Stressing the resolve of COSON, Chief Okoroji said, “We will continue to protest until the arm twisting and blackmailing of Justice Ibrahim Buba of the Federal High Court, Lagos is brought to an end, the Federal High Court of Nigeria is left free to do justice to all men as the judges deem fit and the Attorney–General of the Federation, Mr. Abubakar Malami is stopped from further meddling in the affairs of the Nigerian music industry.
“We will deploy our voices, drums, cymbals, trumpets, guitars and every other musical instrument available to us and we will employ our talents in our protest until the whole world hears us.
“We will continue this indefinite protest until the Nigerian Copyright Commission (NCC) is returned to the supervision of the Minister charged with responsibility for culture as expressly provided in Section 51 of the Nigerian Copyright Act”.
Decrying the recent award of the sum of almost N6 billion against Mutichoice Nigeria to the Musical Copyright Society Nigeria (MCSN) which is facing seven pending criminal cases at the Federal High Court and which the Attorney-General of the Federation, Mr. Abubakar Malami ordered the Nigerian Copyright Commission to approve in 2017, despite the protest of the NCC, Chief Okoroji said that the development is bizarre because at the time the purported infringement took place, MCSN was not an approved collecting society and that there is a plethora of Court of Appeal decisions stating that without approval, MCSN cannot collect royalties in Nigeria.

Okoroji also said that a number of the works said to have been infringed are works in the repertoire controlled by COSON for which Multichoice Nigeria has obtained a legitimate license, pointing out that COSON had received reactions from some of its international affiliates wondering what the hell is going on in Nigeria as some of the works for which MCSN was said to have received the award belong to these COSON affiliates and at no time did they assign the works to MCSN.

“Where is the precedent for the kind of horrendous award?”, he querried, adding that “if Multichoice Nigeria, a single Nigerian company providing employment to hundreds if not thousands of our citizens can be said to liable up to the whopping sum of 6 billion Naira for copyright infringement in the broadcast of 18 songs then it would require the entire national budget of Nigeria, South Africa and Egypt to pay for the entire Multichoice content”.

Okoroji further querried: “For a nation that continuously says that it badly wants direct foreign investment, which rational person would want to come and invest his money in Nigeria and expose himself to this kind of frightful shake down?”

Chief Tony Okoroji who is one of Africa’s most respected authorities on Intellectual Property said, “Some of us have spent practically our entire adult lives campaigning for the respect for intellectual property rights in our country. Our campaign has been for a responsible intellectual property system. Rather than help the collective management of copyright in Nigeria, the kind of shake down of Multichoice which will ruin entire companies will turn decent people against the collective management of copyright and hurt our industry and our country. After Mutichoice, who will be next?”

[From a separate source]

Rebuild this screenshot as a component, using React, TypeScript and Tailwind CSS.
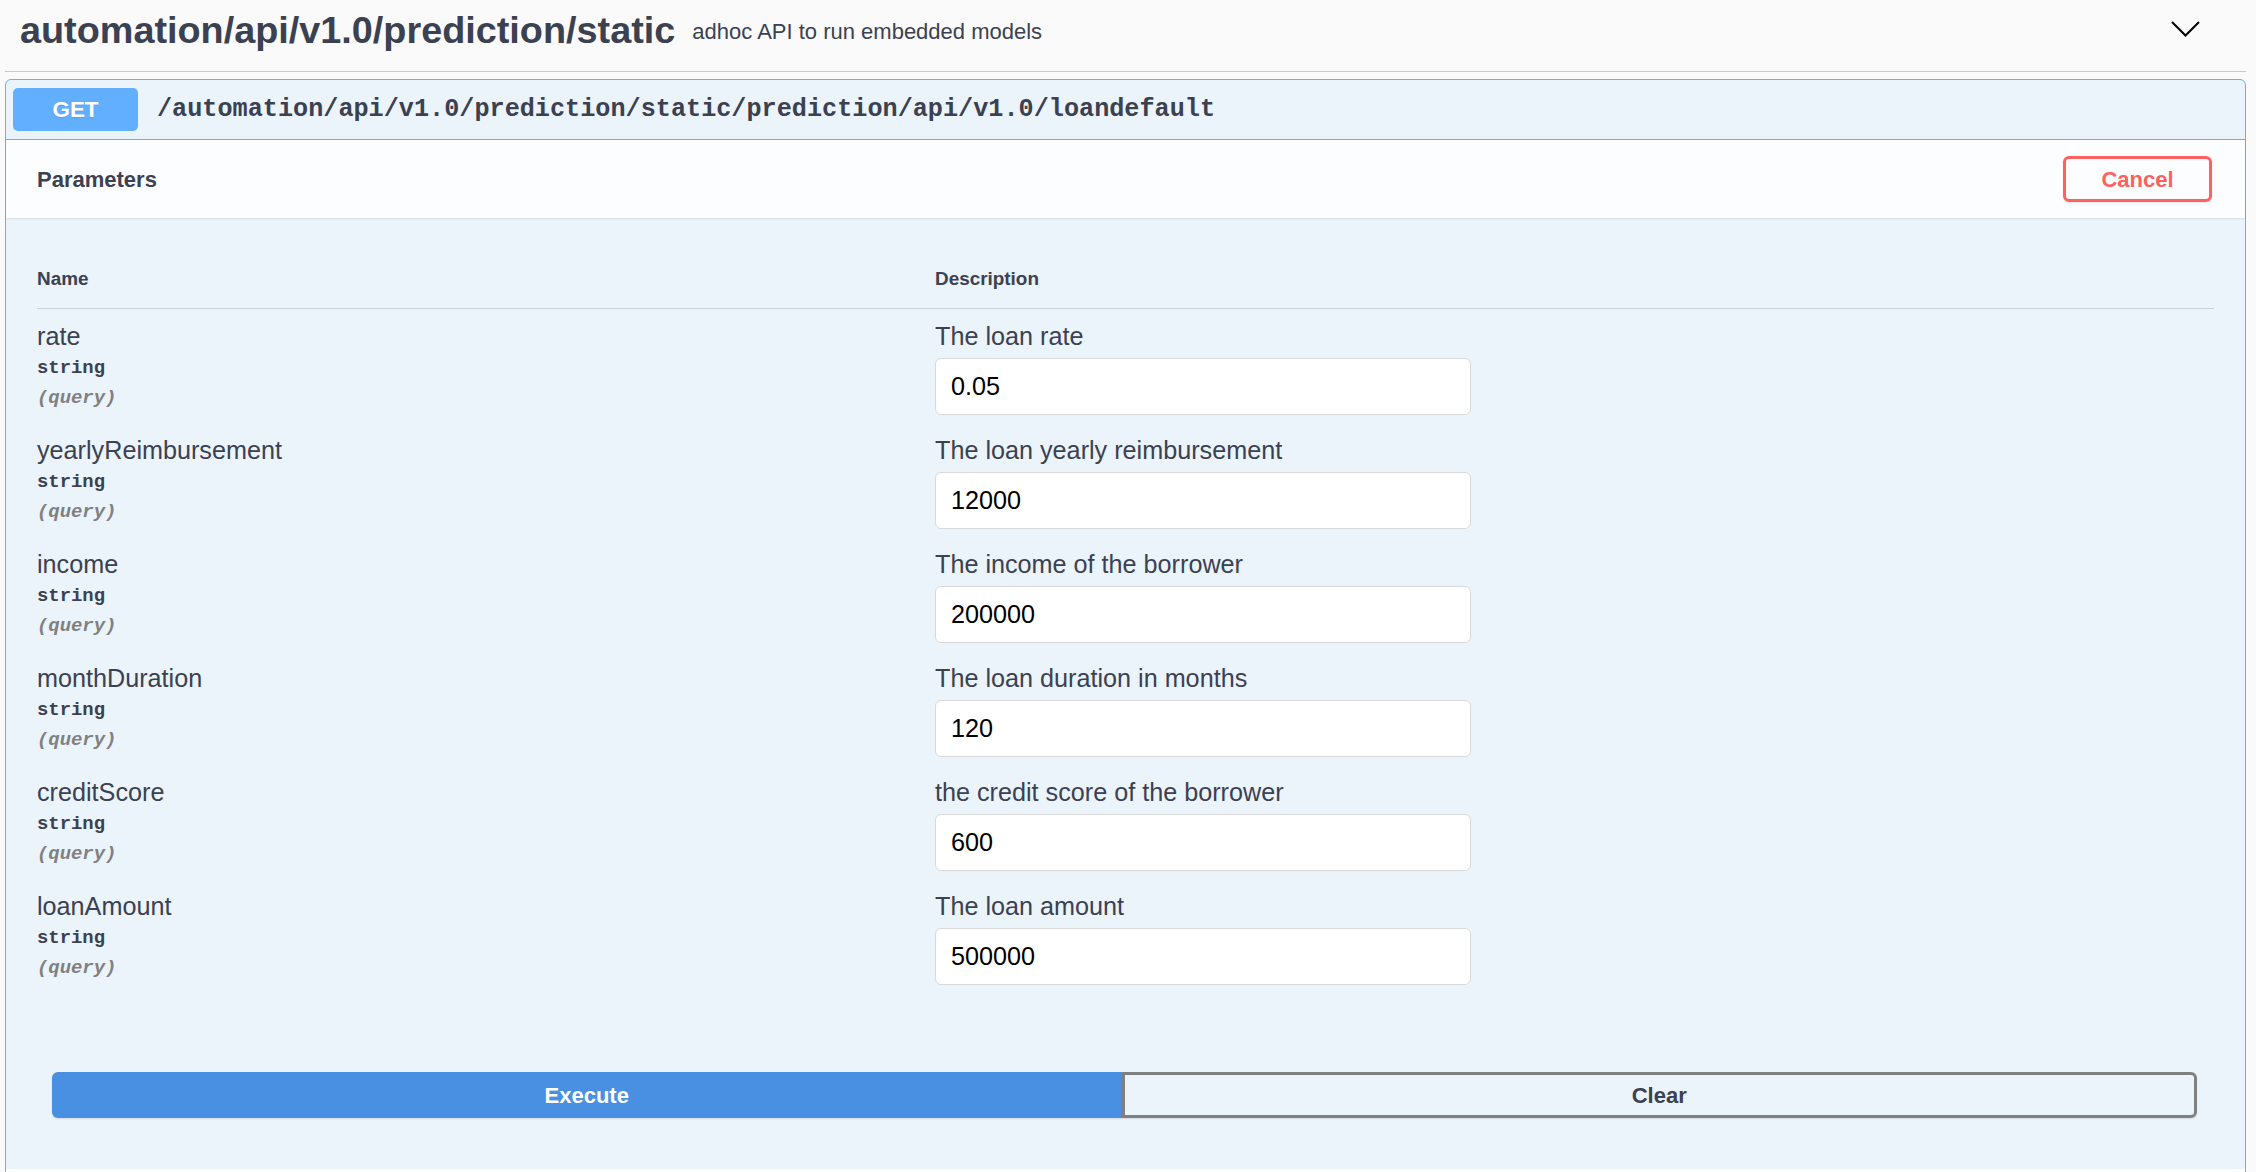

equesting President Muhammadu Buhari to call Mr. Abubakar Malami to order, the society also called on the National Judicial Council and the National Assembly to ensure that there is a full and transparent probe of what is happening at both the Federal Ministry of Justice and the Federal High Court.
COSON also asked the Federal Executive Council to direct the immediate return of the Nigerian Copyright Commission (NCC) to the supervision of the Minister charged with responsibility for culture as expressly provided in Section 51 of the Nigerian Copyright Act so that the Commission can be properly deployed to the promotion of the Nigerian creative industry instead of being a tool for the pursuit of devious schemes as it is presently being deployed.

The society promised that on the issues, there would be no retreat and no surrender. One of the highlights of the Press Conference was the live presentation by Reggae act, King Wadada of his new song titled ‘Minister Of Injustice’ in protest against the undue interference of AGF Abubakar Malami in the music industry.